How many lines of these records hold the string "this"? Reply with the number alone.

- DATASET ENTRIES
┄┄┄┄┄┄

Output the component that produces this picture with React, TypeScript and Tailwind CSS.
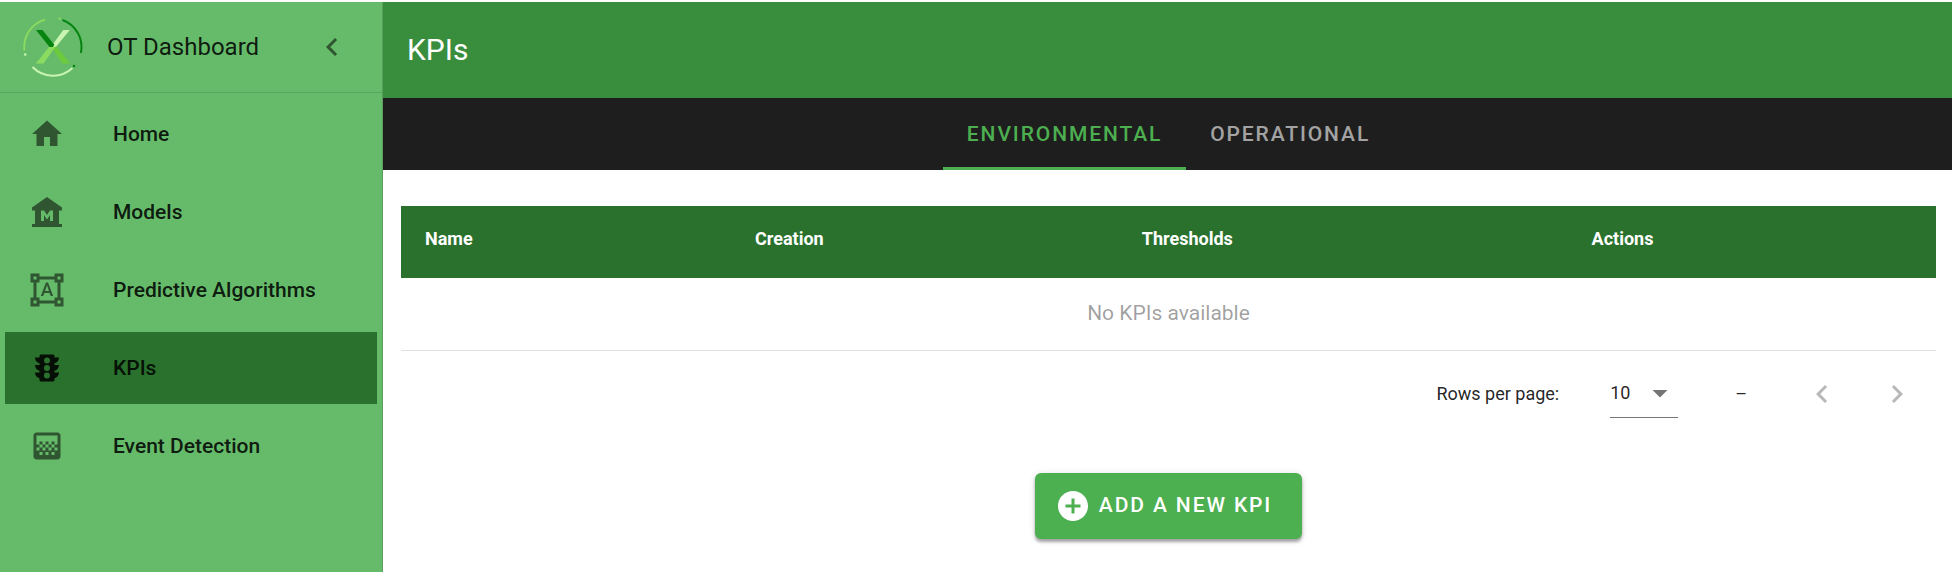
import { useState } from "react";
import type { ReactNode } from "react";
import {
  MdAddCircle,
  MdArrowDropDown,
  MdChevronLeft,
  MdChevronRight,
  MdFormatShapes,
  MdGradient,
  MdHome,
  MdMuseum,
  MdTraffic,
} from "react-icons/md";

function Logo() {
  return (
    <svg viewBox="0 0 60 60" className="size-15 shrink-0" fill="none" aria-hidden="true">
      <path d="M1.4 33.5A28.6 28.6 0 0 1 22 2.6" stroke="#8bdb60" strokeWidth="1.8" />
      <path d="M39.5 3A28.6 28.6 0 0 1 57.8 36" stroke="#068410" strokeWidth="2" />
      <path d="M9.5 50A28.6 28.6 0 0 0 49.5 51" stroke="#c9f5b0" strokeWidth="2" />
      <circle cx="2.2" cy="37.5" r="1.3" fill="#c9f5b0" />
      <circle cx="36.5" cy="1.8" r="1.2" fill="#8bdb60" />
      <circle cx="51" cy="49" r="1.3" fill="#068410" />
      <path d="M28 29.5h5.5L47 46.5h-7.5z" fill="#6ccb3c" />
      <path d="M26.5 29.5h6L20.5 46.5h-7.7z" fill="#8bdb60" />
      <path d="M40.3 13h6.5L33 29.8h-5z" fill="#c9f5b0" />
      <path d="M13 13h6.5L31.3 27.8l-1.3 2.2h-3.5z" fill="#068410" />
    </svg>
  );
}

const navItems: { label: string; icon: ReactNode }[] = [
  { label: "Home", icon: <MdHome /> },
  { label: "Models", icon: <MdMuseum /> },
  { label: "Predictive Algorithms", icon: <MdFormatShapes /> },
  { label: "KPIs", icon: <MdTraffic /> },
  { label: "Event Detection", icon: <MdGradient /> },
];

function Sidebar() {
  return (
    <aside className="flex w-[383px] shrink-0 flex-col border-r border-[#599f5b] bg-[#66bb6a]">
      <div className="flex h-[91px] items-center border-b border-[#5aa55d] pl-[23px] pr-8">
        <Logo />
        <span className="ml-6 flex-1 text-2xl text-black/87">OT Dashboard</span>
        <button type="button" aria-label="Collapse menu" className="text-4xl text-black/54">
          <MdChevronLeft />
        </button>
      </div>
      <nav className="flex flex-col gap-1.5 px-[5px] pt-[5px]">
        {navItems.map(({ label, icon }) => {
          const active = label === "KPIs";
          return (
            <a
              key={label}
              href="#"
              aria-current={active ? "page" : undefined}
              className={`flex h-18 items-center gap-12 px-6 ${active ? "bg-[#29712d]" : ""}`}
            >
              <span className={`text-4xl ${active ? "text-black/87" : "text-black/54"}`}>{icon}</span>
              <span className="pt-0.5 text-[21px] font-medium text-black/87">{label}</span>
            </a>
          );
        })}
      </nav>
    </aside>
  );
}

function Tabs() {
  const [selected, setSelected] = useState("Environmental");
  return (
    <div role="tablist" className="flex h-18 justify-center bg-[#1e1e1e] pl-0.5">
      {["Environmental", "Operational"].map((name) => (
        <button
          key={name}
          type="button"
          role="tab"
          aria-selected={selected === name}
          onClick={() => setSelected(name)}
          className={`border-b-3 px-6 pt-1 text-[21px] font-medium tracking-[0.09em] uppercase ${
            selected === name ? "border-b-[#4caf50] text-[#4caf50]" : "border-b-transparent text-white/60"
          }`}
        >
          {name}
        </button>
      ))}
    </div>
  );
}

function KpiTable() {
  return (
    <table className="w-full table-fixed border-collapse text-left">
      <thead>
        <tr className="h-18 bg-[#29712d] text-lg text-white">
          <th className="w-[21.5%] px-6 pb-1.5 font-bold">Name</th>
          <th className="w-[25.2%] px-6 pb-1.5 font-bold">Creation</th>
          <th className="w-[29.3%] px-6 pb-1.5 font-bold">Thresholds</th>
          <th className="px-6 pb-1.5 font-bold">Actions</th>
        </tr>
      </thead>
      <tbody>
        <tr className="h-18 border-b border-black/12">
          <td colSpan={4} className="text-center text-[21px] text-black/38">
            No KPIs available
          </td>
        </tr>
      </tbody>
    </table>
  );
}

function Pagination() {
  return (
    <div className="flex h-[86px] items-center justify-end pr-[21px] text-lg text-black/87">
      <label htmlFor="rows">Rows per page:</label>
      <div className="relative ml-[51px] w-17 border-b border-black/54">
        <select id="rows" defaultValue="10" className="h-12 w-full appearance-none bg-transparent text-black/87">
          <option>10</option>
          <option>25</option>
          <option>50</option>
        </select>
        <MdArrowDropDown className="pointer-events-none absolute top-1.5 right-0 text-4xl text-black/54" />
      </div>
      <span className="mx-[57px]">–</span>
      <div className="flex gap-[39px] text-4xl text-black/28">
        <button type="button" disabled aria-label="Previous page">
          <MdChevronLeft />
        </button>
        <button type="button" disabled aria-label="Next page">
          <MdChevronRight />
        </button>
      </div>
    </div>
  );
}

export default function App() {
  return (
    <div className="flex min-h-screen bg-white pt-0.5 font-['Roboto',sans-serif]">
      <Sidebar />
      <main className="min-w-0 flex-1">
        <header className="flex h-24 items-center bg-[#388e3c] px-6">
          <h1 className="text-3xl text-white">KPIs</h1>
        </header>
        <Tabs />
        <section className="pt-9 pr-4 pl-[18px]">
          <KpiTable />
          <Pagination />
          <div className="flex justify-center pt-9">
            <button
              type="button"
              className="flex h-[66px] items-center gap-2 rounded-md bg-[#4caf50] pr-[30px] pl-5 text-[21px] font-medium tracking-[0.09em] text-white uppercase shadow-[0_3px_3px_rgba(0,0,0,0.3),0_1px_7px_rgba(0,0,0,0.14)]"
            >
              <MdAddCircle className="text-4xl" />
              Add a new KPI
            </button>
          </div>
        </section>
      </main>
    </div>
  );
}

┄┄┄┄┄┄

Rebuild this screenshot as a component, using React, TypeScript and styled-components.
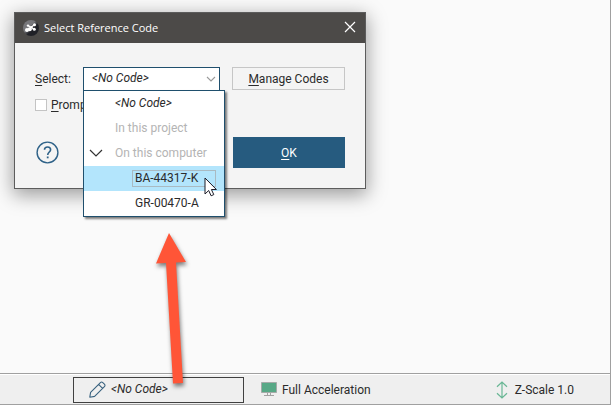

┄┄┄┄┄┄

- ANSWER TO THE PROBLEM
2